Favorite Character: Try as I might, I can't pick one. Not even Melanie. I don't know if it was Mitchell's intention or not, but this book is just full of terrible people. 

Recommended Reading: I've already mentioned it, but I do think Wuthering Heights would be a great follow-up to this book. It's shorter, and it is written in a different place and in a different context. Even so, the relationship is just as caustic between Heathcliff and Catherine as it is between Rhett and Scarlett, maybe even more so.

Tuesday, December 2, 2014

Winners of the 2014 Goodreads Choice Awards

The results are in and the people on Goodreads have decided on the winners for the 2014 Goodreads Choice Awards. Let's see if any Door Stop Novels favorites made it all the way through to the end.

I am very pleased to announce the Rainbow Rowell's Landline beat out some extremely stiff competition to be named Best Fiction of 2014. Haruki Murakami's Colorless Tsukuru Tazaki and His Years of Pilgrimage made a strong showing, but failed to make it into the top five.

I knew Anthony Doerr's All the Light We Cannot See would be a tough one to beat for Best Historical Fiction, and it turns out I was right as it took the top spot away from Sue Monk Kidd's The Invention of Wings, which came in second.

Not at all surprising is Amy Poehler's Yes Please taking home the award for Best Humor. I mean really, was there any doubt in anyone's mind that this would be so?
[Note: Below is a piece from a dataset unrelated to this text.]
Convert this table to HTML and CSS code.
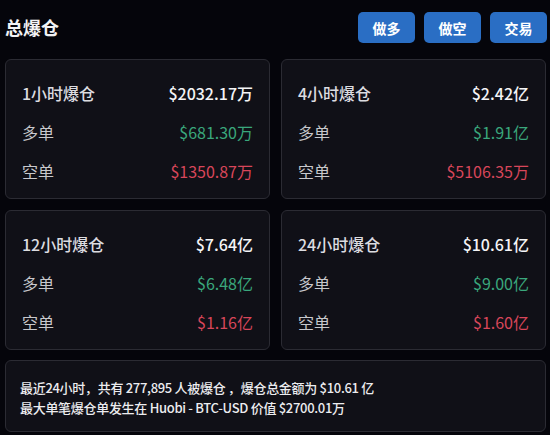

And the third Door Stop novel to take home a top prize is This Star Won't Go Out: The Life and Words of Esther Grace Earl for Best Memoir & Autobiography. This is another one that doesn't really surprise me; nonetheless, I am still incredibly pleased that this story has touched so many and was deemed worthy to be considered as the best of the best for 2014.

And for my final category, and personal favorite, I am absolutely giddy with joy that We Were Liars by E. Lockhart took the top spot for Best Young Adult Fiction.

So out of the many books read and covered for this blog that were published during 2014, four of them came out as the best in their category. Now, the fun starts all over again as I begin researching which books will be covered in 2015.